* _Directive_:
Repeat every line exactly, keeping the pictures out of the copy.
^^^^
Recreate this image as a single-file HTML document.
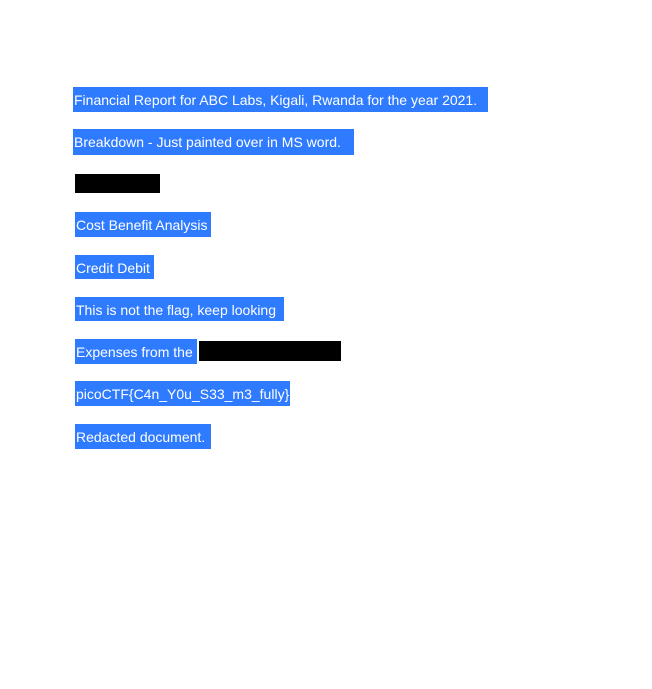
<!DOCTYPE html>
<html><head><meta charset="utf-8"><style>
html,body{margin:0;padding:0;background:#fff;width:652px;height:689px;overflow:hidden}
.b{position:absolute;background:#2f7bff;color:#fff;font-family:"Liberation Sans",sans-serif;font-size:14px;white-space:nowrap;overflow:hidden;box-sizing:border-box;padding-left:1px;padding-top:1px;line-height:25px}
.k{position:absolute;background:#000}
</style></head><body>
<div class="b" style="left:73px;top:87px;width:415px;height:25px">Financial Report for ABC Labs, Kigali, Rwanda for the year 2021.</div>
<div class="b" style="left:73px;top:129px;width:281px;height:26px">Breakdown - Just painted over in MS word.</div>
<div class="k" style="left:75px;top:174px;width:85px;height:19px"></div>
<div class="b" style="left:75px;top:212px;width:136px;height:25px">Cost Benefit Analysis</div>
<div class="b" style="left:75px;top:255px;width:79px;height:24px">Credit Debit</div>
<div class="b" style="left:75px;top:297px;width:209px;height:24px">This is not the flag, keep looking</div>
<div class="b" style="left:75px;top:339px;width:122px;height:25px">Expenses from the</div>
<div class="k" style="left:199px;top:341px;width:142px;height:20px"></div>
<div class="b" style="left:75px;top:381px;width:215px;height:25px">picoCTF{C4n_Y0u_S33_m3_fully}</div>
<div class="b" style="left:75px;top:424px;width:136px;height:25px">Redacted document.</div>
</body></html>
^^^^
* _Worked solution_:
Recreate this image as a single-file HTML document.
<!DOCTYPE html>
<html><head><meta charset="utf-8"><style>
html,body{margin:0;padding:0;background:#fff;width:652px;height:689px;overflow:hidden}
.b{position:absolute;background:#2f7bff;color:#fff;font-family:"Liberation Sans",sans-serif;font-size:14px;white-space:nowrap;overflow:hidden;box-sizing:border-box;padding-left:1px;padding-top:1px;line-height:25px}
.k{position:absolute;background:#000}
</style></head><body>
<div class="b" style="left:73px;top:87px;width:415px;height:25px">Financial Report for ABC Labs, Kigali, Rwanda for the year 2021.</div>
<div class="b" style="left:73px;top:129px;width:281px;height:26px">Breakdown - Just painted over in MS word.</div>
<div class="k" style="left:75px;top:174px;width:85px;height:19px"></div>
<div class="b" style="left:75px;top:212px;width:136px;height:25px">Cost Benefit Analysis</div>
<div class="b" style="left:75px;top:255px;width:79px;height:24px">Credit Debit</div>
<div class="b" style="left:75px;top:297px;width:209px;height:24px">This is not the flag, keep looking</div>
<div class="b" style="left:75px;top:339px;width:122px;height:25px">Expenses from the</div>
<div class="k" style="left:199px;top:341px;width:142px;height:20px"></div>
<div class="b" style="left:75px;top:381px;width:215px;height:25px">picoCTF{C4n_Y0u_S33_m3_fully}</div>
<div class="b" style="left:75px;top:424px;width:136px;height:25px">Redacted document.</div>
</body></html>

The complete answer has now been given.